Kiplinger then served as board chairman for several years.
In addition to being a publisher, Kiplinger was civic leader and dedicated philanthropist. He chaired the Tudor Place Foundation, which operates a historic property in Washington’s Georgetown neighborhood, and served on boards of various institutions, including the private Landon School in Bethesda, Maryland, the National Symphony Orchestra and the Washington International Horse Show.
He was a founder and board member of the Kiplinger Foundation, known for its support for local arts and culture. Kiplinger maintained a large collection of valuable artifacts and donated much of it to the Historical Society of Washington, D.C. He was also a benefactor of Cornell University, where he graduated in 1939 and served on the board.
Kiplinger was born in Washington on Sept. 19, 1918. He said he knew from an early age that he would follow his father into journalism.
“I never had any question about it,” he told the Working Press magazine. “It was second nature for me to become a newspaper man and a journalist.”
Kiplinger began his journalism career in 1940 as a reporter for the San Francisco Chronicle. After serving in World War II as a Navy aviator, Kiplinger helped his father start the company’s personal finance magazine, now known as Kiplinger’s Personal Finance.
Kiplinger was then a news commentator in Chicago for ABC and NBC before he returned to the family business in the mid-1950s as executive vice president.

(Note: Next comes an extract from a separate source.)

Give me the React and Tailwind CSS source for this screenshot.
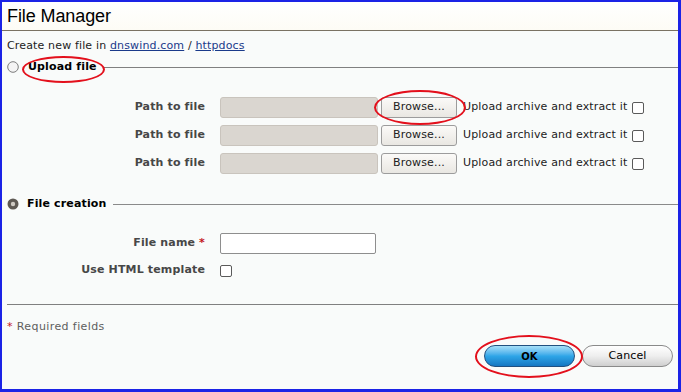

Like his father, he was known as “Kip” throughout his life.
In 1944, he married the former Mary Louise “Gogo” Cobb. The couple settled on Montevideo, a 382-acre farm near Seneca in northwestern Montgomery County, Maryland. Kiplinger’s wife died in 2007. Their son Todd Kiplinger died the next year.
Kiplinger is survived by his other son, Knight Kiplinger, who is chairman and editor in chief of all Kiplinger publications, as well as six grandchildren, seven great-grandchildren, and his partner of seven years, Bonnie Barker Nicholson, of Bethesda.